I have been saving my pictures to my eternal hard drive each night. Should my camera fall into the ‘drink’ on the zodiac excursions then I don’t lose all my Antarctica pictures. I thought I would check at where my photo count was for the whole trip to date. So I have taken 31,168 pictures in 8 months. Now I know it sounds a lot. But let’s work it out. I have actually been away from home now for 233 days to be exact, so work it backwards I am taking approximately 133.76 photos a day. Now that doesn’t seem so bad right!? They are all keepers as well I might add. That is after all the crud has been deleted. I always say it is best to take too many than not enough photos and I am living to that philosophy well and truly.
So after lunch and me jumping on the internet for 15 minutes, we had free time till our expected arrival into Half Moon Island at around 3.30pm. Poor Jules has been under the weather for days now, so she spends her time sleeping and trying to recharge her batteries. I also come back to the cabin and I get my blog done. I am going to miss being able to type it up as I go along during the day, but I think they may be the most thorough entries I have done the whole trip!!
The announcement came over at 3pm for the first groups to the mudroom, followed by us and we had our feet on Half Moon Island at 3.50pm. We were given 3 hours here, so it was nice we didn’t have to rush around knowing it was a fairly small island and we could take our time. The weather had gone a bit foggy and cloudy, but it seemed to lift a little after we had arrived. It certainly wasn’t a sunny day like yesterday, but at least the current was good and there was no wind to speak of, so this we should just be thankful for and that we got a landing in.
Half Moon Island lies in the entrance to Moon Bay, between Livingston and Greenwich Islands. The 2km long island is crescent-shaped (hence the name) and home to 3,300 breeding pairs of Chinstrap penguins. Antarctic terns, skuas, kelp gulls and blue eyed shags also breed at this site. There are only 2 man-made things on the island. An Argentinian station that is manned during summer with approximately 20 staff and an old wooden boat that was still 90% covered in snow near the landing site.
So once we had landed we headed to the southern part of the small island where most of the breeding Chinstrap penguins were and I rekon we watched these furry little creatures for around 40 minutes. There was one couple we watched as the male penguin went back and forth with stones for the nest and watching the female’s response was hilarious. We were so close to the rookery that the penguins were passing within a meter of us and they just didn’t care. They just kept doing what they had to do. They are just the cutest animals. You could see penguins stealing stones from other nests, penguins fighting, penguins sleeping, penguins mating, penguins singing and others just standing. It was a hive of activity!!!!! This was also where we saw out first Macaroni Penguin. There was just the one guy, and he was hiding in amongst the Chinstraps, but I managed to get a few photos of this elusive penguin. He is the groovy looking one with the punky hairdo.

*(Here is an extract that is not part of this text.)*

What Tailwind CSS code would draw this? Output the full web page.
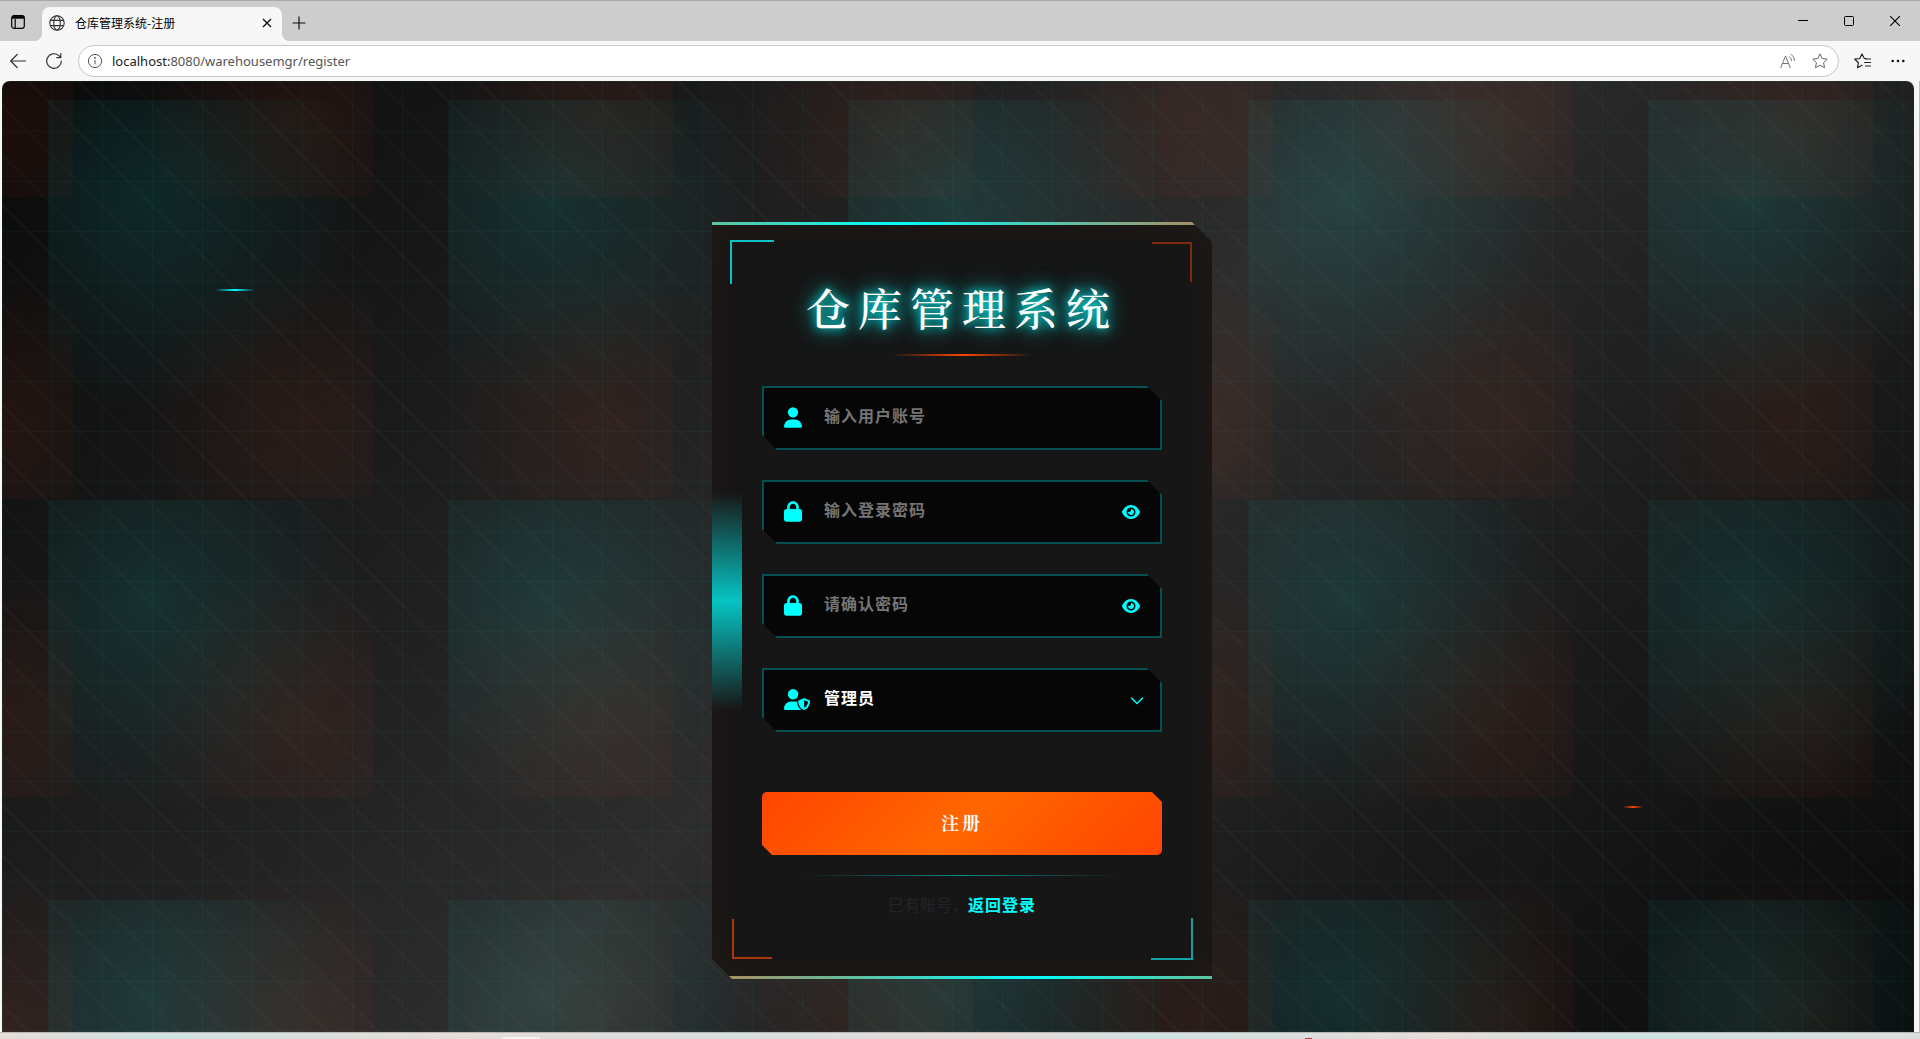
<!DOCTYPE html>
<html lang="zh-CN">
<head>
<meta charset="utf-8">
<meta name="viewport" content="width=device-width, initial-scale=1">
<title>仓库管理系统-注册</title>
<script src="https://cdn.jsdelivr.net/npm/@tailwindcss/browser@4"></script>
</head>
<body class="flex h-screen flex-col overflow-hidden bg-[#f7f7f7] font-['Noto_Sans_CJK_SC',sans-serif] text-[#212529]">

<!-- Tab strip -->
<header class="shrink-0">
  <div class="flex h-[41px] items-end justify-between border-t border-[#a8a8a8] bg-[#cdcdcd] text-black">
    <div class="flex h-[34px] items-center">
      <button aria-label="标签页操作" class="ml-[10px] mr-4 pb-3">
        <svg class="mt-2 size-4" viewBox="0 0 16 16" fill="none" stroke="#000" stroke-width="1.2"><rect x="1.7" y="1.7" width="12.6" height="12.6" rx="2.2"/><path d="M2 3.4h12" stroke-width="2.6"/><path d="M5.2 5v9"/></svg>
      </button>
      <div class="relative flex h-[34px] w-[240px] items-center rounded-t-lg bg-[#f7f7f7] pr-2 pb-[2px] pl-[7px]">
        <span class="absolute bottom-0 -left-2 size-2 bg-[radial-gradient(circle_at_0_0,#cdcdcd_8px,#f7f7f7_8px)]"></span>
        <span class="absolute -right-2 bottom-0 size-2 bg-[radial-gradient(circle_at_100%_0,#cdcdcd_8px,#f7f7f7_8px)]"></span>
        <svg class="size-4" viewBox="0 0 16 16" fill="none" stroke="#333" stroke-width="1.1"><circle cx="8" cy="8" r="7.2"/><ellipse cx="8" cy="8" rx="3.3" ry="7.2"/><path d="M1.5 5.4h13M1.5 10.6h13"/></svg>
        <span class="ml-[10px] flex-1 text-xs leading-4">仓库管理系统-注册</span>
        <button aria-label="关闭标签页"><svg class="size-[14px]" viewBox="0 0 14 14" fill="none" stroke="#111" stroke-width="1.4"><path d="M3 3l8 8M11 3l-8 8"/></svg></button>
      </div>
      <button aria-label="新建标签页" class="ml-[10px] pb-[2px]"><svg class="size-[14px]" viewBox="0 0 14 14" fill="none" stroke="#111" stroke-width="1.2"><path d="M7 .5v13M.5 7h13"/></svg></button>
    </div>
    <div class="flex h-[41px] items-center gap-9 pr-5">
      <button aria-label="最小化"><svg class="size-[10px]" viewBox="0 0 10 10" fill="none" stroke="#000"><path d="M0 4.5h10"/></svg></button>
      <button aria-label="最大化"><svg class="size-[10px]" viewBox="0 0 10 10" fill="none" stroke="#000"><rect x=".5" y=".5" width="9" height="9" rx="1"/></svg></button>
      <button aria-label="关闭"><svg class="size-[10px]" viewBox="0 0 10 10" fill="none" stroke="#000" stroke-width="1.1"><path d="M0 0l10 10M10 0L0 10"/></svg></button>
    </div>
  </div>
  <div class="flex h-10 items-center pr-[15px] pl-[10px]">
    <button aria-label="后退"><svg class="size-4" viewBox="0 0 16 16" fill="none" stroke="#333" stroke-width="1.2" stroke-linecap="round" stroke-linejoin="round"><path d="M15.5 8H.7M7.2 1.5L.7 8l6.5 6.5"/></svg></button>
    <button aria-label="刷新" class="ml-5"><svg class="size-4" viewBox="0 0 16 16" fill="none" stroke="#333" stroke-width="1.2" stroke-linecap="round" stroke-linejoin="round"><path d="M15.3 8A7.3 7.3 0 1 1 12.6 2.4L14.8 4.6M14.8.7v4h-4"/></svg></button>
    <div class="ml-4 flex h-8 flex-1 items-center rounded-full border border-[#c9c9c9] bg-white pr-[10px] pl-2">
      <svg class="size-4" viewBox="0 0 16 16" fill="none" stroke="#555"><circle cx="8" cy="8" r="6.6"/><path d="M8 7v4.3"/><circle cx="8" cy="4.9" r=".5" fill="#555"/></svg>
      <div class="ml-[9px] flex-1 font-['Noto_Sans','Open_Sans',sans-serif] text-[13px] leading-5 text-[#555]"><span class="text-[#222]">localhost:</span>8080/warehousemgr/register</div>
      <div class="flex items-center gap-4">
        <button aria-label="大声朗读"><svg class="size-4" viewBox="0 0 16 16" fill="none" stroke="#777" stroke-linecap="round"><path d="M.8 14.5L5.5 3l4.7 11.5M2.4 10.5h6.2M9.4 3.6a5 5 0 0 1 2.2 4.2M11.2 1.4a7.5 7.5 0 0 1 3.5 6.2"/></svg></button>
        <button aria-label="收藏"><svg class="size-4" viewBox="0 0 16 16" fill="none" stroke="#666" stroke-linejoin="round"><path d="M8 .9l2.2 4.6 5 .7-3.6 3.5.9 5L8 12.300l-4.500 2.400.9-5L.8 6.200l5-.7z"/></svg></button>
      </div>
    </div>
    <button aria-label="收藏夹" class="ml-[15px]"><svg class="size-[17px]" viewBox="0 0 17 17" fill="none" stroke="#222" stroke-width="1.2" stroke-linejoin="round" stroke-linecap="round"><path d="M12 5.500L10.200 5.300 8 .9 5.800 5.500.8 6.200l3.600 3.500-.9 5L8 12.300M11.500 6h5M10.500 9.500h6M11.500 13h5"/></svg></button>
    <button aria-label="更多" class="ml-5"><svg class="h-4 w-[14px]" viewBox="0 0 14 16" fill="#111"><circle cx="1.700" cy="8" r="1.300"/><circle cx="7" cy="8" r="1.300"/><circle cx="12.300" cy="8" r="1.300"/></svg></button>
  </div>
</header>

<!-- Page -->
<div class="flex min-h-0 flex-1 border-r border-[#bdbdbd] pr-[5px] pl-[2px]">
<main class="relative flex-1 overflow-hidden rounded-t-lg bg-[linear-gradient(135deg,#0a0a0a_0%,#1a1a1a_25%,#2d2d2d_50%,#1a1a1a_75%,#0a0a0a_100%)]">
  <!-- tiled glows -->
  <div class="absolute inset-0 bg-[radial-gradient(circle_at_25%_25%,rgba(0,255,255,0.1)_0%,transparent_50%),radial-gradient(circle_at_75%_75%,rgba(255,60,10,0.08)_0%,transparent_50%)] bg-[size:400px_400px,300px_300px] bg-[position:46px_19px,71px_117px]"></div>
  <!-- grid and diagonals -->
  <div class="absolute inset-0 bg-[linear-gradient(90deg,rgba(0,255,200,0.04)_1px,transparent_1px),linear-gradient(180deg,rgba(0,255,200,0.04)_1px,transparent_1px),linear-gradient(45deg,transparent_24%,rgba(255,255,255,0.03)_26%,transparent_28%,transparent_74%,rgba(255,255,255,0.03)_76%,transparent_78%)] bg-[size:50px_50px]"></div>
  <div class="absolute top-[208px] left-[213px] h-[2px] w-10 bg-[linear-gradient(90deg,transparent,#00ffff,transparent)]"></div>
  <div class="absolute top-[725px] right-[271px] h-[2px] w-5 bg-[linear-gradient(90deg,transparent,#ff4500,transparent)]"></div>

  <div class="relative flex justify-center pt-[141px] pl-2">
    <section class="relative w-[500px] bg-[#161616] px-[50px] pt-[55px] pb-[63px] shadow-[inset_0_0_50px_rgba(255,90,0,0.05)] [clip-path:polygon(0_0,calc(100%-20px)_0,100%_20px,100%_100%,20px_100%,0_calc(100%-20px))]">
      <div class="absolute inset-x-0 top-0 h-[3px] bg-[linear-gradient(90deg,#5fc39f_0%,#00ffff_37%,#b08a58_100%)]"></div>
      <div class="absolute inset-x-0 bottom-0 h-[3px] bg-[linear-gradient(270deg,#5fc39f_0%,#00ffff_37%,#b08a58_100%)]"></div>
      <div class="absolute top-[270px] left-0 h-[218px] w-[30px] bg-[linear-gradient(180deg,transparent,rgba(0,255,255,0.75),transparent)]"></div>
      <div class="absolute top-[18px] left-[18px] size-11 border-t-2 border-l-2 border-[#08c4c4]"></div>
      <div class="absolute top-5 right-5 size-10 border-t-2 border-r-2 border-[#7c2b0f]"></div>
      <div class="absolute bottom-5 left-5 size-10 border-b-2 border-l-2 border-[#a8380b]"></div>
      <div class="absolute right-[19px] bottom-[19px] size-[42px] border-r-2 border-b-2 border-[#10a3a3]"></div>

      <h1 class="text-center font-['Noto_Serif_CJK_SC','Noto_Serif_SC','Noto_Sans_CJK_SC',serif] text-[44px] leading-[60px] font-medium tracking-[8px] text-white [text-shadow:0_0_10px_rgba(0,255,255,0.9),0_0_20px_rgba(0,255,255,0.9),0_0_40px_rgba(0,255,255,0.2)]">仓库管理系统</h1>
      <div class="mx-auto mt-[17px] h-[2px] w-[140px] bg-[linear-gradient(90deg,transparent,#ff4500,transparent)]"></div>

      <form class="mt-[30px]">
        <div class="flex flex-col gap-[30px]">
          <div class="relative">
            <label for="account" class="absolute top-[21px] left-[22px] z-10" aria-label="用户账号"><svg class="h-[21px] w-[18px] fill-[#00ffff]" viewBox="0 0 448 512"><path d="M224 256A128 128 0 1 0 224 0a128 128 0 1 0 0 256zm-45.700 48C79.800 304 0 383.800 0 482.300C0 498.700 13.300 512 29.700 512l388.600 0c16.400 0 29.700-13.300 29.700-29.700C448 383.800 368.200 304 269.700 304l-91.400 0z"/></svg></label>
            <input id="account" type="text" placeholder="输入用户账号" class="block h-16 w-full border-2 border-[#055050] bg-[#060606] pb-[6px] pl-[60px] text-base font-bold tracking-[1px] text-white placeholder:text-[#757575] [clip-path:polygon(0_0,calc(100%-15px)_0,100%_15px,100%_100%,15px_100%,0_calc(100%-15px))]">
          </div>
          <div class="relative">
            <label for="password" class="absolute top-[21px] left-[22px] z-10" aria-label="登录密码"><svg class="h-[21px] w-[18px] fill-[#00ffff]" viewBox="0 0 448 512"><path d="M144 144l0 48 160 0 0-48c0-44.200-35.800-80-80-80s-80 35.800-80 80zM80 192l0-48C80 64.500 144.500 0 224 0s144 64.500 144 144l0 48 16 0c35.300 0 64 28.700 64 64l0 192c0 35.300-28.700 64-64 64L64 512c-35.300 0-64-28.700-64-64L0 256c0-35.300 28.700-64 64-64l16 0z"/></svg></label>
            <input id="password" type="password" placeholder="输入登录密码" class="block h-16 w-full border-2 border-[#055050] bg-[#060606] pb-[6px] pl-[60px] text-base font-bold tracking-[1px] text-white placeholder:text-[#757575] [clip-path:polygon(0_0,calc(100%-15px)_0,100%_15px,100%_100%,15px_100%,0_calc(100%-15px))]">
            <button type="button" aria-label="显示密码" class="absolute top-6 right-[22px]"><svg class="h-4 w-[18px] fill-[#00ffff]" viewBox="0 0 576 512"><path d="M288 32c-80.800 0-145.500 36.800-192.600 80.600C48.600 156 17.300 208 2.500 243.700c-3.300 7.900-3.300 16.700 0 24.600C17.300 304 48.600 356 95.400 399.400C142.500 443.200 207.200 480 288 480s145.500-36.800 192.600-80.600c46.800-43.500 78.100-95.400 93-131.100c3.300-7.900 3.300-16.700 0-24.600c-14.900-35.700-46.200-87.700-93-131.100C433.500 68.800 368.800 32 288 32zM144 256a144 144 0 1 1 288 0 144 144 0 1 1 -288 0zm144-64c0 35.300-28.700 64-64 64c-7.100 0-13.900-1.200-20.300-3.300c-5.500-1.800-11.900 1.600-11.700 7.400c.3 6.900 1.300 13.800 3.200 20.700c13.700 51.200 66.400 81.600 117.600 67.900s81.600-66.400 67.900-117.600c-11.100-41.500-47.800-69.400-88.600-71.100c-5.800-.2-9.200 6.100-7.400 11.700c2.100 6.400 3.300 13.200 3.300 20.300z"/></svg></button>
          </div>
          <div class="relative">
            <label for="confirm" class="absolute top-[21px] left-[22px] z-10" aria-label="确认密码"><svg class="h-[21px] w-[18px] fill-[#00ffff]" viewBox="0 0 448 512"><path d="M144 144l0 48 160 0 0-48c0-44.200-35.800-80-80-80s-80 35.800-80 80zM80 192l0-48C80 64.500 144.500 0 224 0s144 64.500 144 144l0 48 16 0c35.300 0 64 28.700 64 64l0 192c0 35.300-28.700 64-64 64L64 512c-35.300 0-64-28.700-64-64L0 256c0-35.300 28.700-64 64-64l16 0z"/></svg></label>
            <input id="confirm" type="password" placeholder="请确认密码" class="block h-16 w-full border-2 border-[#055050] bg-[#060606] pb-[6px] pl-[60px] text-base font-bold tracking-[1px] text-white placeholder:text-[#757575] [clip-path:polygon(0_0,calc(100%-15px)_0,100%_15px,100%_100%,15px_100%,0_calc(100%-15px))]">
            <button type="button" aria-label="显示密码" class="absolute top-6 right-[22px]"><svg class="h-4 w-[18px] fill-[#00ffff]" viewBox="0 0 576 512"><path d="M288 32c-80.800 0-145.500 36.800-192.600 80.600C48.600 156 17.300 208 2.500 243.700c-3.300 7.900-3.300 16.700 0 24.600C17.300 304 48.600 356 95.400 399.400C142.500 443.200 207.200 480 288 480s145.500-36.800 192.600-80.600c46.800-43.500 78.100-95.400 93-131.100c3.300-7.900 3.300-16.700 0-24.600c-14.900-35.700-46.200-87.700-93-131.100C433.500 68.800 368.800 32 288 32zM144 256a144 144 0 1 1 288 0 144 144 0 1 1 -288 0zm144-64c0 35.300-28.700 64-64 64c-7.100 0-13.900-1.200-20.300-3.300c-5.500-1.800-11.900 1.600-11.700 7.400c.3 6.900 1.300 13.800 3.200 20.700c13.700 51.200 66.400 81.600 117.600 67.900s81.600-66.400 67.900-117.600c-11.100-41.500-47.800-69.400-88.600-71.100c-5.800-.2-9.200 6.100-7.400 11.700c2.100 6.400 3.300 13.200 3.300 20.300z"/></svg></button>
          </div>
          <div class="relative">
            <label for="role" class="absolute top-[21px] left-[22px] z-10" aria-label="角色"><svg class="h-[21px] w-[26px] fill-[#00ffff]" viewBox="0 0 640 512"><path d="M224 256A128 128 0 1 0 224 0a128 128 0 1 0 0 256zm-45.700 48C79.800 304 0 383.800 0 482.300C0 498.700 13.300 512 29.700 512l388.600 0c1.800 0 3.500-.2 5.300-.5c-76.300-55.100-99.800-141-103.100-200.200c-16.100-4.800-33.100-7.300-50.700-7.300l-91.400 0zm308.800-78.300l-120 48C358 277.400 352 286.200 352 296c0 63.300 25.900 168.800 134.800 214.200c5.900 2.500 12.600 2.500 18.500 0C614.100 464.800 640 359.300 640 296c0-9.800-6-18.600-15.100-22.300l-120-48c-5.700-2.300-12.100-2.300-17.800 0zM591.400 312c-3.900 50.700-27.200 116.700-95.400 149.700l0-187.800L591.400 312z"/></svg></label>
            <select id="role" class="block h-16 w-full appearance-none border-2 border-[#055050] bg-[#060606] pb-[6px] pl-[60px] text-base font-bold tracking-[1px] text-white [clip-path:polygon(0_0,calc(100%-15px)_0,100%_15px,100%_100%,15px_100%,0_calc(100%-15px))]"><option>管理员</option></select>
            <svg class="pointer-events-none absolute top-7 right-[18px] h-[10px] w-[14px]" viewBox="0 0 14 10" fill="none" stroke="#00ffff" stroke-width="1.500" stroke-linecap="round" stroke-linejoin="round"><path d="M1.500 2L7 7.500 12.500 2"/></svg>
          </div>
        </div>
        <button type="submit" class="mt-[60px] block h-[63px] w-full rounded-[5px] bg-[linear-gradient(135deg,#ff4500,#ff6600,#ff4500)] pb-1 font-['Noto_Serif_CJK_SC','Noto_Serif_SC','Noto_Sans_CJK_SC',serif] text-lg font-bold tracking-[3px] text-white [clip-path:polygon(0_0,calc(100%-10px)_0,100%_10px,100%_100%,10px_100%,0_calc(100%-10px))]">注册</button>
      </form>
      <div class="mx-auto mt-5 h-px w-[320px] bg-[linear-gradient(90deg,transparent,rgba(0,255,255,0.5),transparent)]"></div>
      <p class="mt-4 text-center text-base leading-6">已有账号，<a href="#" class="font-bold tracking-[1px] text-[#00ffff]">返回登录</a></p>
    </section>
  </div>
</main>
</div>

<!-- Desktop strip under the window -->
<footer class="flex h-[7px] shrink-0 items-end border-t border-[#b5b5b5] bg-[linear-gradient(90deg,#e6dcd8_0%,#cfe3e3_8%,#e6dcd8_24%,#d8dfdf_38%,#dcdfdf_42%,#e6dad6_52%,#cfe3e3_60%,#e6dcd8_75%,#cfe3e3_85%,#dcdfdf_100%)]">
  <div class="ml-[502px] h-[2px] w-[38px] rounded-t bg-[#f1f4f3]"></div>
  <div class="ml-[765px] h-px w-[7px] bg-[#b83a3a]"></div>
</footer>
</body>
</html>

We also passed a few Weddell seals on our journey and they were just massive. Once again not doing much, but Ozi was explaining that they have probably just been swimming for food and besides being full from eating they are also tired as they use something special in their system to allow them to dive in deep water and this also takes their steam out of them. Very scientific rendition I know, I think it is called layman terms!!! We headed down to the beach which was very pebbly, rocky and very large rocks. There was a massive piece of ice that looked a little like a chair, so we were all getting out photos taken in the thing and then Jules and I went a little further afield along the beach. But you need to look carefully as it is hard to differentiate seals from rocks on the beach as we can attest to. Julie and I were flitting around the rocks and the large chunks of ice on the pebble beach when some-one called out to us to let us know only 5m away was a massive 2m long seal sitting on one of the rocks. We so didn’t see him there and could of easily have stood on him had we gone rock hopping further along! Close call I can tell you!
So after 2 hours on the island we had had enough and headed back to the landing site for our ride home to the ship. Julie went in the first Zodiac and I waited 15 minutes for the next one to leave. In the mean time I watched the kayak boats get put into another zodiac and get taken back to the ship. These guys are amazing and I have said before deserve a medal for what they do. So they kayak for an hour or so and then paddle to the landing site. They get time on the islands as well and their kayaks hitch a ride back to the ship. So they don’t miss out on anything which I think is pretty important.
Tonight’s dinner is a black and white attire evening in recognition to our little furry penguin friends that we have been seeing all week. They were pushing the ‘be creative’ point all afternoon, so when dinner arrived there were some pretty crazy black and white combinations, so kudos to them for getting in the spirit. I had ‘normal’ black and white clothes so I wore the requirement I just didn’t go crazy using bed sheets, laundry bags and cut out penguins which looked awesome by the way. The winner got a bottle of champagne with her penguin cutout collar and penguin foot marks on her back, which is the way penguins mate and they only way that you can tell which penguin is male or female. Footprints on the back means they are female…….
So at midnight we lifted anchor and headed back into the Bransfield Strait steaming towards King George Island and our last day tomorrow in Antarctica before heading back into the Drake Passage for 2 days. Hopefully pond days, crossing back to Argentina and Ushuaia. Keep your fingers crossed for us.